To avoid that, you need to add eval_accumulation_steps in your TrainingArguments. By default the Trainer accumulated all predictions on the host before sending them to the CPU (because it’s faster) but if you run OOM, fix that argument to a small value (for instance 20 or 10) to trigger the copy more frequently and free host memory.

3 Likes

Hi,

I’m running into the same memory issues, although I’m using the finetune.py script from the seq2seq directory as therefore use a PyTorch Lightning trainer instead. As I am a bit unfamiliar with Lightning, is it still possible to achieve the same result with that script, or will I need to switch to the built in trainer from finetune_trainer.py instead?

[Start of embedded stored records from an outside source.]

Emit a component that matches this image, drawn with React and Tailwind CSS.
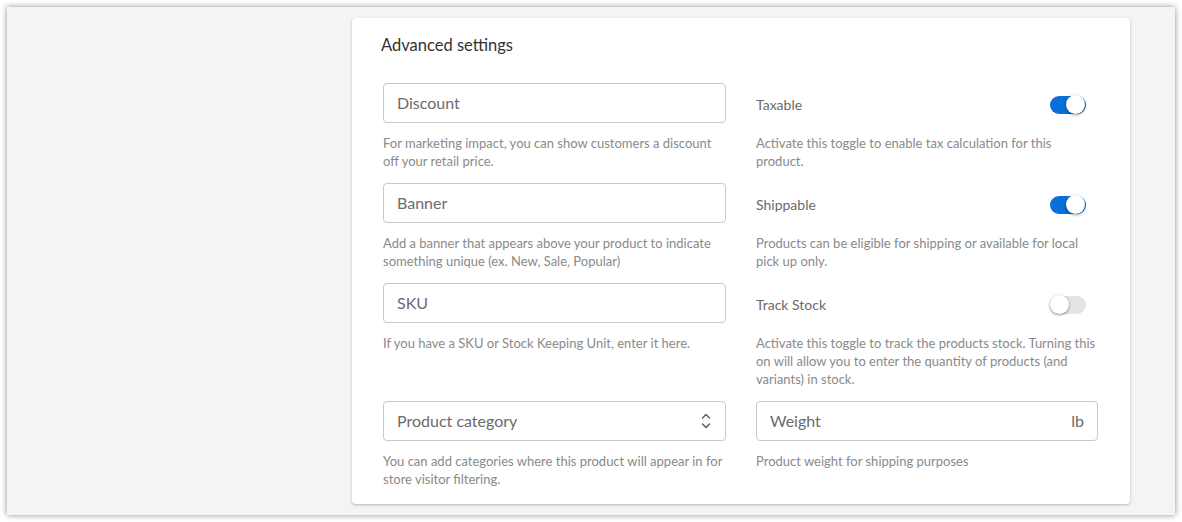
import React from 'react';

const Toggle = ({ on }) => (
  <div
    className={`relative h-[18px] w-[36px] rounded-full ${on ? 'bg-[#0a6fd8]' : 'bg-[#e4e4e4]'}`}
  >
    <div
      className={`absolute top-[-0.5px] h-[19px] w-[19px] rounded-full bg-white shadow-[0_1px_3px_rgba(0,0,0,0.45)] ${on ? 'right-[1px]' : 'left-0'}`}
    />
  </div>
);

const Help = ({ children }) => (
  <p className="mt-[11px] text-[13px] leading-[18px] text-[#8a8a8a]">{children}</p>
);

const Field = ({ label, right }) => (
  <div className="flex h-[40px] items-center justify-between rounded-[4px] border border-[#c8c8c8] bg-white px-[13px]">
    <span className="text-[16px] text-[#6b6b6b]">{label}</span>
    {right}
  </div>
);

const ToggleRow = ({ label, on }) => (
  <div className="flex h-[40px] items-center justify-between pr-[12px] pt-[3px]">
    <span className="-mt-[1px] text-[14px] text-[#6b6b6b]">{label}</span>
    <Toggle on={on} />
  </div>
);

const Chevrons = () => (
  <svg width="12" height="18" viewBox="0 0 12 18" fill="none" stroke="#666" strokeWidth="1.6" strokeLinecap="round" strokeLinejoin="round">
    <path d="M2.5 6 L6 2.5 L9.5 6" />
    <path d="M2.5 12 L6 15.5 L9.5 12" />
  </svg>
);

const App = () => {
  return (
    <div className="h-[522px] w-[1182px] bg-white p-[7px] font-['Lato',sans-serif]">
      <div className="h-[508px] bg-[#f4f4f4] pl-[345px] pr-[45px] pt-[11px] shadow-[0_0_6px_rgba(0,0,0,0.45)]">
        <div className="rounded-[4px] bg-white px-[31px] pb-[16px] pt-[16px] shadow-[0_1px_3px_rgba(0,0,0,0.25)]">
          <h2 className="-ml-[2px] text-[16.5px] leading-[22px] text-[#333]">Advanced settings</h2>

          <div className="mt-[27px] grid grid-cols-[343px_342px] gap-x-[30px] gap-y-[13px]">
            <div>
              <Field label="Discount" />
              <Help>For marketing impact, you can show customers a discount off your retail price.</Help>
            </div>
            <div>
              <ToggleRow label="Taxable" on />
              <Help>Activate this toggle to enable tax calculation for this product.</Help>
            </div>

            <div>
              <Field label="Banner" />
              <Help>Add a banner that appears above your product to indicate something unique (ex. New, Sale, Popular)</Help>
            </div>
            <div>
              <ToggleRow label="Shippable" on />
              <Help>Products can be eligible for shipping or available for local pick up only.</Help>
            </div>

            <div>
              <Field label="SKU" />
              <Help>If you have a SKU or Stock Keeping Unit, enter it here.</Help>
            </div>
            <div>
              <ToggleRow label="Track Stock" on={false} />
              <Help>Activate this toggle to track the products stock. Turning this on will allow you to enter the quantity of products (and variants) in stock.</Help>
            </div>

            <div>
              <Field label="Product category" right={<Chevrons />} />
              <Help>You can add categories where this product will appear in for store visitor filtering.</Help>
            </div>
            <div>
              <Field label="Weight" right={<span className="text-[16px] text-[#6b6b6b]">lb</span>} />
              <Help>Product weight for shipping purposes</Help>
            </div>
          </div>
        </div>
      </div>
    </div>
  );
};

export default App;
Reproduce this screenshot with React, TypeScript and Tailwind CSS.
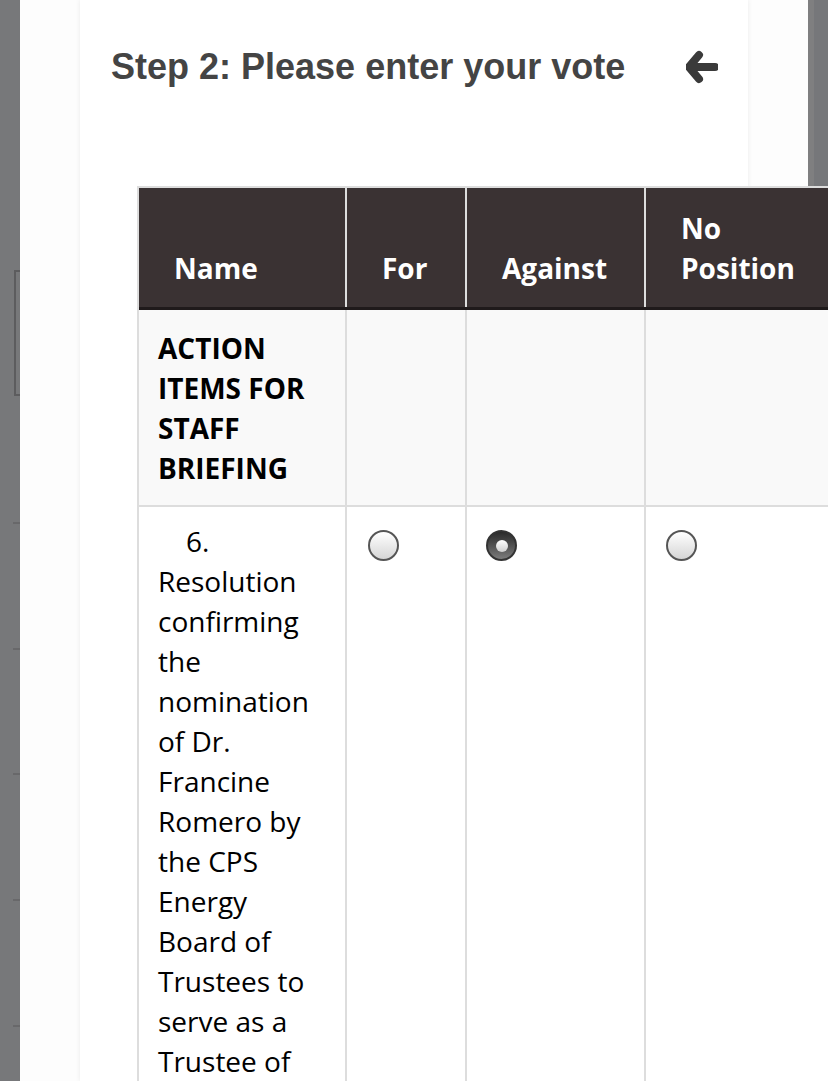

I have no idea how to do this using PyTorch Lightning.

To be able to use eval_accumulation_steps argument you should use finetune_trainer.py, currently this is not possible with PL.

Thanks, switched over to finetune_trainer.pyand it works great now.

I facing the same issue in version 4.7.0 Using eval_accumulation_steps = 2 eventually ends up in RAM overflow and killing the process (vocabulary size is about 40K, sequence length 512, 15000 samples is about 3e11 float logits).

As a workaround I’ve added logits = [l.argmax(-1) for l in logits] immediately after prediction_step in evaluation_loop function in trainer.py . That helps for evaluation, not sure, though, that I’ve not broken something else.